The request
Images are not part of the copy; transcribe all the data exactly.
□ □ □
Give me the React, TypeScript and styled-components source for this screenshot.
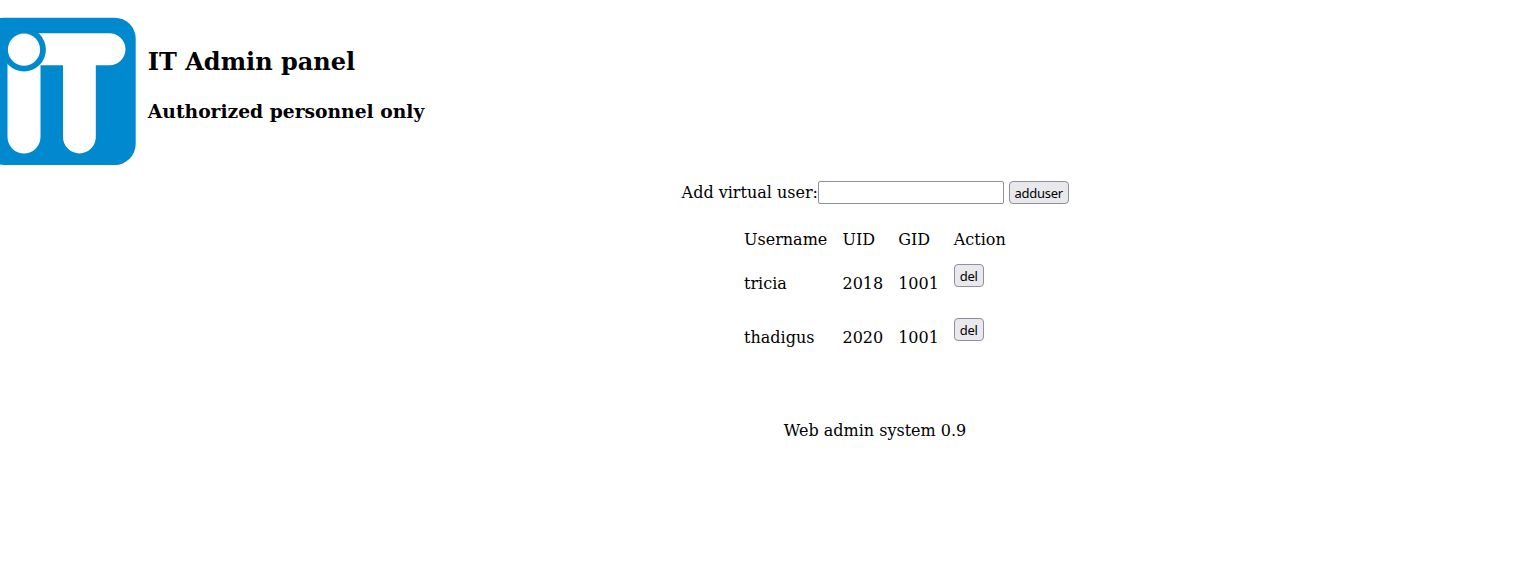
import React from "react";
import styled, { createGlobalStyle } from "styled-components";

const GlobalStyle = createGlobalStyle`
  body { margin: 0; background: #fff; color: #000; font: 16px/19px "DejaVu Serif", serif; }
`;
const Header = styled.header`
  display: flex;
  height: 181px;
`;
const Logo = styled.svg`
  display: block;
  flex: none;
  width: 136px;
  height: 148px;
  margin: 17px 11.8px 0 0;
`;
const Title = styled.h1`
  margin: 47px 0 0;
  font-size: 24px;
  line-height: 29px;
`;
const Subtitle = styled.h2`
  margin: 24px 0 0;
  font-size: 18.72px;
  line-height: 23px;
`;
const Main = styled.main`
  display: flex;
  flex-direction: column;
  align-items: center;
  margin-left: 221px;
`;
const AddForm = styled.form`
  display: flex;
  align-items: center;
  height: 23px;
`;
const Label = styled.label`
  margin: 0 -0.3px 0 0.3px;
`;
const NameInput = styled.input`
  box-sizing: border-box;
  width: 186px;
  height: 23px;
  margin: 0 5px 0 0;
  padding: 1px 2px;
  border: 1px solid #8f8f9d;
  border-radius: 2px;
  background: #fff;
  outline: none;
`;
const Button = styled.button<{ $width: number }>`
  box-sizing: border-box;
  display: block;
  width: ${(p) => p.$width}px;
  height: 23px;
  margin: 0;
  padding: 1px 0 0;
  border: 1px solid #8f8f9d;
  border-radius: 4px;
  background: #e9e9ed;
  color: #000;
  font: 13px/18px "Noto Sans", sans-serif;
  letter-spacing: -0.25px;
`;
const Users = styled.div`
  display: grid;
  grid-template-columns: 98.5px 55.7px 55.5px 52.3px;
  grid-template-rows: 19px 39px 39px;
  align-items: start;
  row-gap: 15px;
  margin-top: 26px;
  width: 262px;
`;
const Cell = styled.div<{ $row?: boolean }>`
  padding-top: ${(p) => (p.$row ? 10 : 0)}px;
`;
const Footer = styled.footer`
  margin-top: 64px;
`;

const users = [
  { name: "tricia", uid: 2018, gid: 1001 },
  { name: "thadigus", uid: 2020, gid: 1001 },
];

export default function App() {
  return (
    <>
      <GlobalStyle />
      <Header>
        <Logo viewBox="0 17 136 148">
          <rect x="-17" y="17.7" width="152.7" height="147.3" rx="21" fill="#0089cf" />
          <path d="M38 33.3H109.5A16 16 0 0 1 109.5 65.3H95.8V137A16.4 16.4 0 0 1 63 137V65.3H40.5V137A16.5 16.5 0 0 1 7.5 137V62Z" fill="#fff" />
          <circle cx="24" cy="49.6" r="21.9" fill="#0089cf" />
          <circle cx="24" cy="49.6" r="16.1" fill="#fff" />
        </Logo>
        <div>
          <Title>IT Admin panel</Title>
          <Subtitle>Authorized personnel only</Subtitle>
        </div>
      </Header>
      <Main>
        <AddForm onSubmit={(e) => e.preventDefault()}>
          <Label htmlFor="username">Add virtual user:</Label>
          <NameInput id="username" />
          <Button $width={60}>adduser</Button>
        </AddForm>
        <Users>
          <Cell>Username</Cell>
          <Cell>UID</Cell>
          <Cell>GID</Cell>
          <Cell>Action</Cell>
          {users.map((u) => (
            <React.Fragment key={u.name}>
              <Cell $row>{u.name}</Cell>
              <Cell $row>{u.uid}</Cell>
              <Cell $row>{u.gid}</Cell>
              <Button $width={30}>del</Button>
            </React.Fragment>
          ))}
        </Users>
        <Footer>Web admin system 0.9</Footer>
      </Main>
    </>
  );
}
□ □ □
The response
Give me the React, TypeScript and styled-components source for this screenshot.
import React from "react";
import styled, { createGlobalStyle } from "styled-components";

const GlobalStyle = createGlobalStyle`
  body { margin: 0; background: #fff; color: #000; font: 16px/19px "DejaVu Serif", serif; }
`;
const Header = styled.header`
  display: flex;
  height: 181px;
`;
const Logo = styled.svg`
  display: block;
  flex: none;
  width: 136px;
  height: 148px;
  margin: 17px 11.8px 0 0;
`;
const Title = styled.h1`
  margin: 47px 0 0;
  font-size: 24px;
  line-height: 29px;
`;
const Subtitle = styled.h2`
  margin: 24px 0 0;
  font-size: 18.72px;
  line-height: 23px;
`;
const Main = styled.main`
  display: flex;
  flex-direction: column;
  align-items: center;
  margin-left: 221px;
`;
const AddForm = styled.form`
  display: flex;
  align-items: center;
  height: 23px;
`;
const Label = styled.label`
  margin: 0 -0.3px 0 0.3px;
`;
const NameInput = styled.input`
  box-sizing: border-box;
  width: 186px;
  height: 23px;
  margin: 0 5px 0 0;
  padding: 1px 2px;
  border: 1px solid #8f8f9d;
  border-radius: 2px;
  background: #fff;
  outline: none;
`;
const Button = styled.button<{ $width: number }>`
  box-sizing: border-box;
  display: block;
  width: ${(p) => p.$width}px;
  height: 23px;
  margin: 0;
  padding: 1px 0 0;
  border: 1px solid #8f8f9d;
  border-radius: 4px;
  background: #e9e9ed;
  color: #000;
  font: 13px/18px "Noto Sans", sans-serif;
  letter-spacing: -0.25px;
`;
const Users = styled.div`
  display: grid;
  grid-template-columns: 98.5px 55.7px 55.5px 52.3px;
  grid-template-rows: 19px 39px 39px;
  align-items: start;
  row-gap: 15px;
  margin-top: 26px;
  width: 262px;
`;
const Cell = styled.div<{ $row?: boolean }>`
  padding-top: ${(p) => (p.$row ? 10 : 0)}px;
`;
const Footer = styled.footer`
  margin-top: 64px;
`;

const users = [
  { name: "tricia", uid: 2018, gid: 1001 },
  { name: "thadigus", uid: 2020, gid: 1001 },
];

export default function App() {
  return (
    <>
      <GlobalStyle />
      <Header>
        <Logo viewBox="0 17 136 148">
          <rect x="-17" y="17.7" width="152.7" height="147.3" rx="21" fill="#0089cf" />
          <path d="M38 33.3H109.5A16 16 0 0 1 109.5 65.3H95.8V137A16.4 16.4 0 0 1 63 137V65.3H40.5V137A16.5 16.5 0 0 1 7.5 137V62Z" fill="#fff" />
          <circle cx="24" cy="49.6" r="21.9" fill="#0089cf" />
          <circle cx="24" cy="49.6" r="16.1" fill="#fff" />
        </Logo>
        <div>
          <Title>IT Admin panel</Title>
          <Subtitle>Authorized personnel only</Subtitle>
        </div>
      </Header>
      <Main>
        <AddForm onSubmit={(e) => e.preventDefault()}>
          <Label htmlFor="username">Add virtual user:</Label>
          <NameInput id="username" />
          <Button $width={60}>adduser</Button>
        </AddForm>
        <Users>
          <Cell>Username</Cell>
          <Cell>UID</Cell>
          <Cell>GID</Cell>
          <Cell>Action</Cell>
          {users.map((u) => (
            <React.Fragment key={u.name}>
              <Cell $row>{u.name}</Cell>
              <Cell $row>{u.uid}</Cell>
              <Cell $row>{u.gid}</Cell>
              <Button $width={30}>del</Button>
            </React.Fragment>
          ))}
        </Users>
        <Footer>Web admin system 0.9</Footer>
      </Main>
    </>
  );
}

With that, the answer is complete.